» **Given task**
The listing below should be printed exactly, every line of it. Skip the pictures.

» **Information provided**

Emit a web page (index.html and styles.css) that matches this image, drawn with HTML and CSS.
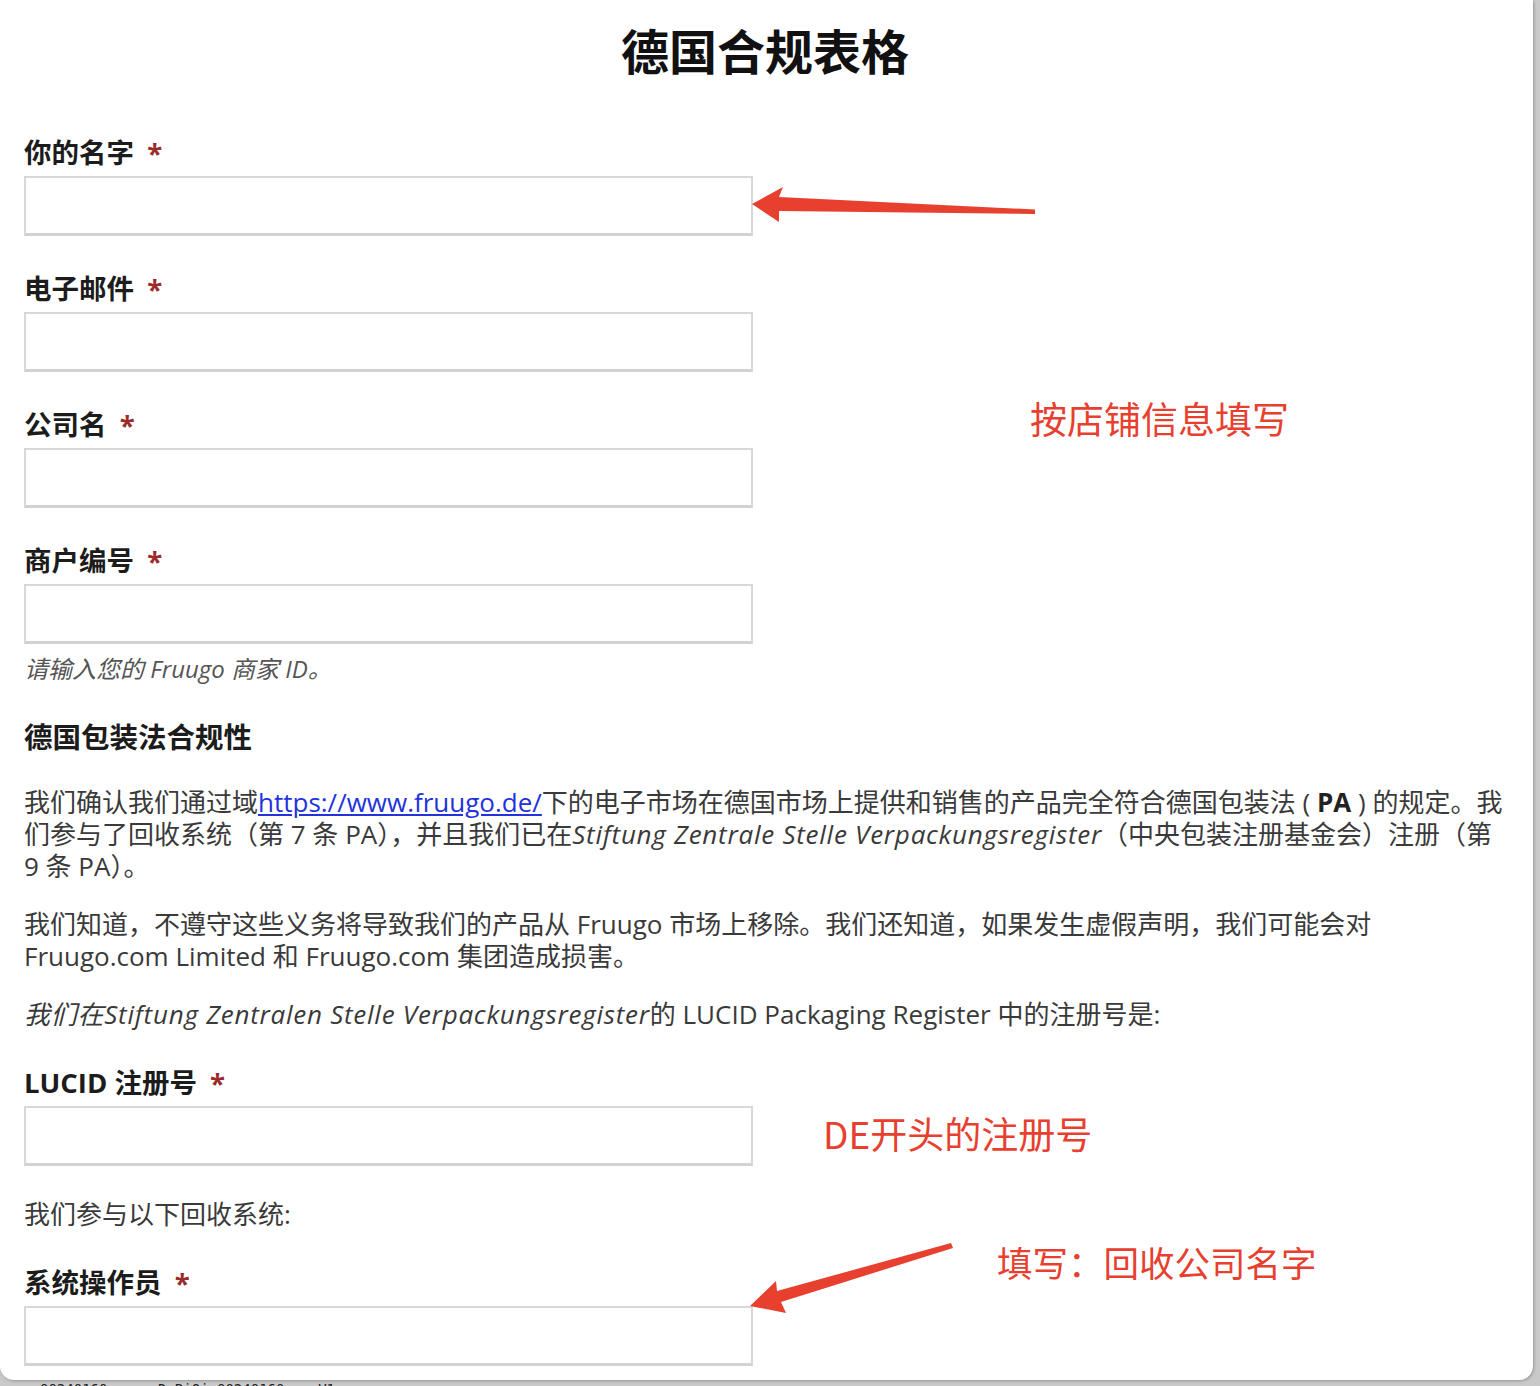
FILE: index.html
```html
<!DOCTYPE html>
<html lang="zh-CN">
<head>
    <meta charset="UTF-8">
    <meta name="viewport" content="width=device-width, initial-scale=1.0">
    <title>德国合规表格</title>
    <link rel="stylesheet" href="styles.css">
</head>
<body>
    <div class="window">
        <form class="form">
            <h1>德国合规表格</h1>

            <div class="field">
                <label>你的名字 <span class="req">*</span></label>
                <input type="text" class="text-input">
            </div>
            <div class="field">
                <label>电子邮件 <span class="req">*</span></label>
                <input type="text" class="text-input">
            </div>
            <div class="field">
                <label>公司名 <span class="req">*</span></label>
                <input type="text" class="text-input">
            </div>
            <div class="field">
                <label>商户编号 <span class="req">*</span></label>
                <input type="text" class="text-input">
                <p class="help">请输入您的 Fruugo 商家 ID。</p>
            </div>

            <h2>德国包装法合规性</h2>
            <p class="para">我们确认我们通过域<a href="#">https://www.fruugo.de/</a>下的电子市场在德国市场上提供和销售的产品完全符合德国包装法 ( <b>PA</b> ) 的规定。我们参与了回收系统（第 7 条 PA），并且我们已在<i>Stiftung Zentrale Stelle Verpackungsregister</i>（中央包装注册基金会）注册（第 9 条 PA）。</p>
            <p class="para">我们知道，不遵守这些义务将导致我们的产品从 Fruugo 市场上移除。我们还知道，如果发生虚假声明，我们可能会对 Fruugo.com Limited 和 Fruugo.com 集团造成损害。</p>
            <p class="para last"><i>我们在Stiftung Zentralen Stelle Verpackungsregister</i>的 LUCID Packaging Register 中的注册号是:</p>

            <div class="field short">
                <label>LUCID 注册号 <span class="req">*</span></label>
                <input type="text" class="text-input">
            </div>
            <p class="para last">我们参与以下回收系统:</p>
            <div class="field tight">
                <label>系统操作员 <span class="req">*</span></label>
                <input type="text" class="text-input">
            </div>
        </form>

        <!-- 标注 -->
        <div class="mark mark-shop">按店铺信息填写</div>
        <div class="mark mark-lucid">DE开头的注册号</div>
        <div class="mark mark-recycle">填写：回收公司名字</div>
        <svg class="arrows" width="1533" height="1380" viewBox="0 0 1533 1380">
            <polygon points="752,204 783,187 779,197 1035,209.5 1035,214 779,211 779,222" fill="#e8402f"/>
            <polygon points="750,1306 776,1281 777,1291 951,1243 953,1248 781,1302 786,1313" fill="#e8402f"/>
        </svg>
    </div>
    <div class="peek">00240160 &nbsp;&nbsp;&nbsp;&nbsp; D-BiOi 00240160 &nbsp;&nbsp; V1</div>
</body>
</html>
```

FILE: styles.css
```css
body {
    margin: 0;
    background-color: #c9c9c9;
    font-family: "Open Sans", "Noto Sans CJK SC", sans-serif;
    overflow: hidden;
}
.window {
    position: relative;
    width: 1533px;
    height: 1380px;
    background-color: #fff;
    border-radius: 0 0 14px 14px;
    box-shadow: 1px 1px 3px rgba(0,0,0,0.25);
    overflow: hidden;
}
.form {
    padding: 24px 27px 0 24px;
    color: #333;
}
h1 {
    margin: 0 0 57px;
    text-align: center;
    font-size: 48px;
    line-height: 56px;
    font-weight: bold;
    color: #111;
}
.field {
    margin-bottom: 37px;
}
.field.short {
    margin-bottom: 32px;
}
.field.tight {
    margin-bottom: 0;
}
.field label {
    display: block;
    font-size: 27.5px;
    line-height: 32px;
    font-weight: bold;
    color: #1c1c1c;
    margin-bottom: 7px;
}
.req {
    color: #9b2b2b;
    margin-left: 6px;
}
.text-input {
    display: block;
    box-sizing: border-box;
    width: 729px;
    height: 60px;
    margin: 0;
    border: 2px solid #d8d8d8;
    border-bottom-width: 3px;
    border-bottom-color: #d2d2d2;
    background: #fff;
}
.help {
    margin: 10px 0 0;
    font-size: 24px;
    line-height: 30px;
    font-style: italic;
    color: #555;
}
h2 {
    margin: 0 0 33px;
    font-size: 28.5px;
    line-height: 32px;
    font-weight: bold;
    color: #1c1c1c;
}
.para {
    margin: 0 0 26px;
    font-size: 26px;
    line-height: 32px;
    color: #3a3a3a;
}
.para i {
    letter-spacing: 0.75px;
}
.para.last {
    margin-bottom: 37px;
}
.para a {
    color: #2233dd;
}
.para b {
    color: #222;
}
.mark {
    position: absolute;
    font-family: "Noto Sans CJK SC", sans-serif;
    font-size: 37px;
    line-height: 40px;
    color: #e8402f;
    white-space: nowrap;
}
.mark-shop {
    left: 1030px;
    top: 398px;
}
.mark-lucid {
    left: 823px;
    top: 1113px;
}
.mark-recycle {
    left: 997px;
    top: 1242px;
    font-size: 35.5px;
}
.arrows {
    position: absolute;
    left: 0;
    top: 0;
    pointer-events: none;
}
.peek {
    height: 6px;
    overflow: hidden;
    padding-left: 40px;
    font-family: "DejaVu Sans Mono", monospace;
    font-size: 14px;
    line-height: 18px;
    color: #222;
}
```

» **Correct result**
Emit a web page (index.html and styles.css) that matches this image, drawn with HTML and CSS.
FILE: index.html
```html
<!DOCTYPE html>
<html lang="zh-CN">
<head>
    <meta charset="UTF-8">
    <meta name="viewport" content="width=device-width, initial-scale=1.0">
    <title>德国合规表格</title>
    <link rel="stylesheet" href="styles.css">
</head>
<body>
    <div class="window">
        <form class="form">
            <h1>德国合规表格</h1>

            <div class="field">
                <label>你的名字 <span class="req">*</span></label>
                <input type="text" class="text-input">
            </div>
            <div class="field">
                <label>电子邮件 <span class="req">*</span></label>
                <input type="text" class="text-input">
            </div>
            <div class="field">
                <label>公司名 <span class="req">*</span></label>
                <input type="text" class="text-input">
            </div>
            <div class="field">
                <label>商户编号 <span class="req">*</span></label>
                <input type="text" class="text-input">
                <p class="help">请输入您的 Fruugo 商家 ID。</p>
            </div>

            <h2>德国包装法合规性</h2>
            <p class="para">我们确认我们通过域<a href="#">https://www.fruugo.de/</a>下的电子市场在德国市场上提供和销售的产品完全符合德国包装法 ( <b>PA</b> ) 的规定。我们参与了回收系统（第 7 条 PA），并且我们已在<i>Stiftung Zentrale Stelle Verpackungsregister</i>（中央包装注册基金会）注册（第 9 条 PA）。</p>
            <p class="para">我们知道，不遵守这些义务将导致我们的产品从 Fruugo 市场上移除。我们还知道，如果发生虚假声明，我们可能会对 Fruugo.com Limited 和 Fruugo.com 集团造成损害。</p>
            <p class="para last"><i>我们在Stiftung Zentralen Stelle Verpackungsregister</i>的 LUCID Packaging Register 中的注册号是:</p>

            <div class="field short">
                <label>LUCID 注册号 <span class="req">*</span></label>
                <input type="text" class="text-input">
            </div>
            <p class="para last">我们参与以下回收系统:</p>
            <div class="field tight">
                <label>系统操作员 <span class="req">*</span></label>
                <input type="text" class="text-input">
            </div>
        </form>

        <!-- 标注 -->
        <div class="mark mark-shop">按店铺信息填写</div>
        <div class="mark mark-lucid">DE开头的注册号</div>
        <div class="mark mark-recycle">填写：回收公司名字</div>
        <svg class="arrows" width="1533" height="1380" viewBox="0 0 1533 1380">
            <polygon points="752,204 783,187 779,197 1035,209.5 1035,214 779,211 779,222" fill="#e8402f"/>
            <polygon points="750,1306 776,1281 777,1291 951,1243 953,1248 781,1302 786,1313" fill="#e8402f"/>
        </svg>
    </div>
    <div class="peek">00240160 &nbsp;&nbsp;&nbsp;&nbsp; D-BiOi 00240160 &nbsp;&nbsp; V1</div>
</body>
</html>
```

FILE: styles.css
```css
body {
    margin: 0;
    background-color: #c9c9c9;
    font-family: "Open Sans", "Noto Sans CJK SC", sans-serif;
    overflow: hidden;
}
.window {
    position: relative;
    width: 1533px;
    height: 1380px;
    background-color: #fff;
    border-radius: 0 0 14px 14px;
    box-shadow: 1px 1px 3px rgba(0,0,0,0.25);
    overflow: hidden;
}
.form {
    padding: 24px 27px 0 24px;
    color: #333;
}
h1 {
    margin: 0 0 57px;
    text-align: center;
    font-size: 48px;
    line-height: 56px;
    font-weight: bold;
    color: #111;
}
.field {
    margin-bottom: 37px;
}
.field.short {
    margin-bottom: 32px;
}
.field.tight {
    margin-bottom: 0;
}
.field label {
    display: block;
    font-size: 27.5px;
    line-height: 32px;
    font-weight: bold;
    color: #1c1c1c;
    margin-bottom: 7px;
}
.req {
    color: #9b2b2b;
    margin-left: 6px;
}
.text-input {
    display: block;
    box-sizing: border-box;
    width: 729px;
    height: 60px;
    margin: 0;
    border: 2px solid #d8d8d8;
    border-bottom-width: 3px;
    border-bottom-color: #d2d2d2;
    background: #fff;
}
.help {
    margin: 10px 0 0;
    font-size: 24px;
    line-height: 30px;
    font-style: italic;
    color: #555;
}
h2 {
    margin: 0 0 33px;
    font-size: 28.5px;
    line-height: 32px;
    font-weight: bold;
    color: #1c1c1c;
}
.para {
    margin: 0 0 26px;
    font-size: 26px;
    line-height: 32px;
    color: #3a3a3a;
}
.para i {
    letter-spacing: 0.75px;
}
.para.last {
    margin-bottom: 37px;
}
.para a {
    color: #2233dd;
}
.para b {
    color: #222;
}
.mark {
    position: absolute;
    font-family: "Noto Sans CJK SC", sans-serif;
    font-size: 37px;
    line-height: 40px;
    color: #e8402f;
    white-space: nowrap;
}
.mark-shop {
    left: 1030px;
    top: 398px;
}
.mark-lucid {
    left: 823px;
    top: 1113px;
}
.mark-recycle {
    left: 997px;
    top: 1242px;
    font-size: 35.5px;
}
.arrows {
    position: absolute;
    left: 0;
    top: 0;
    pointer-events: none;
}
.peek {
    height: 6px;
    overflow: hidden;
    padding-left: 40px;
    font-family: "DejaVu Sans Mono", monospace;
    font-size: 14px;
    line-height: 18px;
    color: #222;
}
```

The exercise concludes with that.